While there was a lively debate, both at the time and later, as to the wisdom of curtailing civil liberties, subsequent history is clear on at least one point. Quebecers, even those who most ardently supported separation, realized that resorting to violence was a moral and political disaster.

Polls across the country showed that, while there was considerable sympathy with the desire of French-speaking Canadians to preserve their language and culture, there was little or no backing for the use of force.

Ironically, the demise of the FLQ led to events that proved far more threatening to our country’s unity. René Lévesque and others formed the Parti Québécois, a political movement committed to independence via peaceful means.

Lévesque became premier in 1976, and four years later held the referendum he had promised. The “Leave” side went down to a crushing defeat, with only 40 per cent of Quebecers in support.

But in 1995, the PQ tried again, and this time came within a single point of winning. The vote was 49.4 per cent in favour of seceding, versus 50.6 per cent who wished to stay.

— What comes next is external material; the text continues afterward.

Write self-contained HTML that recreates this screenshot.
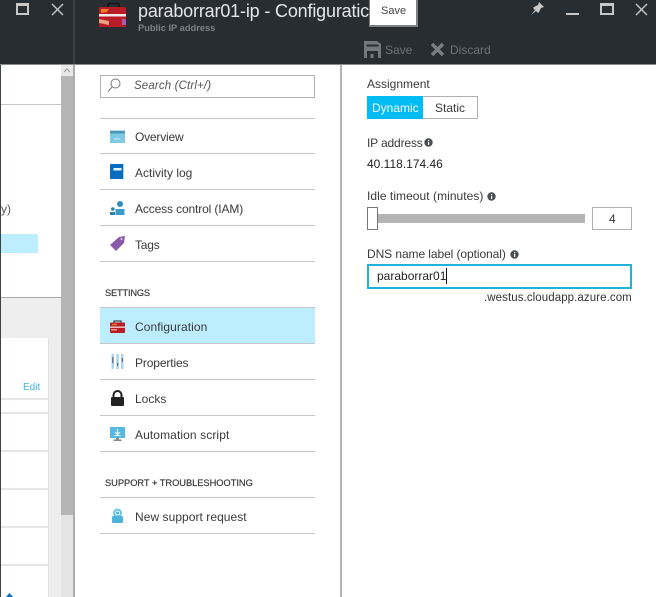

Legal opinion was divided as to whether such a narrow victory could have formed a basis for breaking up the country. But Quebec’s premier at the time, Jacques Parizeau, said afterward that if the outcome had been reversed, he would have proclaimed a unilateral declaration of independence immediately.

So is the separatist project dead? It certainly appears to be on life support at present.

In the provincial election two years ago, the PQ garnered just 25 per cent of the vote. The party has gone through four leaders in 11 years, and the current leader says a third referendum is not on the books, at least for now.

Demography presents an obstacle. Quebec, like the rest of the country, has an aging population that might be more attracted to a comfortable retirement than the risks of a go-it-alone agenda.

But nationalist sentiments never truly die. They merely wait their chance.

In the grand scheme of things, the last referendum in Quebec is a blink of the eye away. Unless we remain vigilant, the independence movement might eventually regroup.